Think about it, really. There are probably some of you out there who are reading this right now and would love nothing more than to find a way to vote me off the island, the whole island, every island, forever. You might even pay thirty dirty dollars to see me get sent to that Great Unknown. If this had existed in the past, the chances are pretty good I'd not have made it this far, I understand this. But hey, I've got to set myself to the same standard as I would everyone else, right? Even if that standard is completely, absolutely, boffo, bugnuts, in-fucking-sane, I can't hold you to it and not me.
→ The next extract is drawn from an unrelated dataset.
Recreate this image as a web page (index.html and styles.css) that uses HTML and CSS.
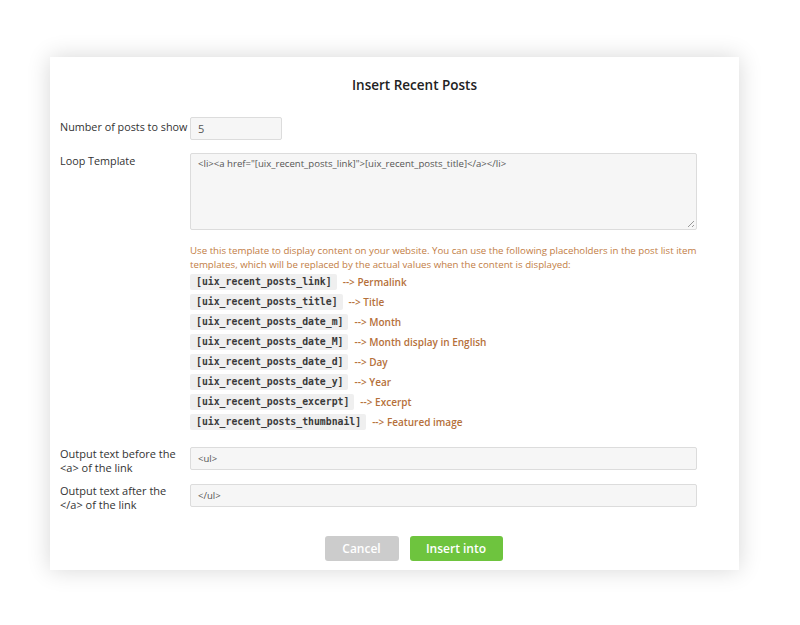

Hell, I don't know why we don't just do all of this with people who get the death penalty, we'd be able to rake in some real cash over it. You can't tell me for one second there aren't hundreds of thousands of people out there who would just be drooling in their popcorn for the opportunity to get to see criminals sent to their Final Judgment. I'm sensing a way to save the economy, and fast. We could really go for a Running Man kind of deal with those sentenced to death. I think a whole new industry would arise surrounding it. There would be companies dedicated to coming up with ways of turning the doing away with the condemned into something incredibly entertaining. Yes, I know, in the end of that movie, the wrongly convicted condemned guy pulls the whole machinery down and turns the populace against the people who were running it, but this is real life, that kind of shit doesn't happen. If you think about it, you've got a whole segment of the population which has been backing real, fundamental changes in the health care industry for quite a few years, and that shit still hasn't happened, and apparently isn't going to either. SO, let's just accept real life and the real world for what it is, and start to satiating that blood lust as deeply as we can, so we can possibly get some real shit done with the rest of our time and political lives.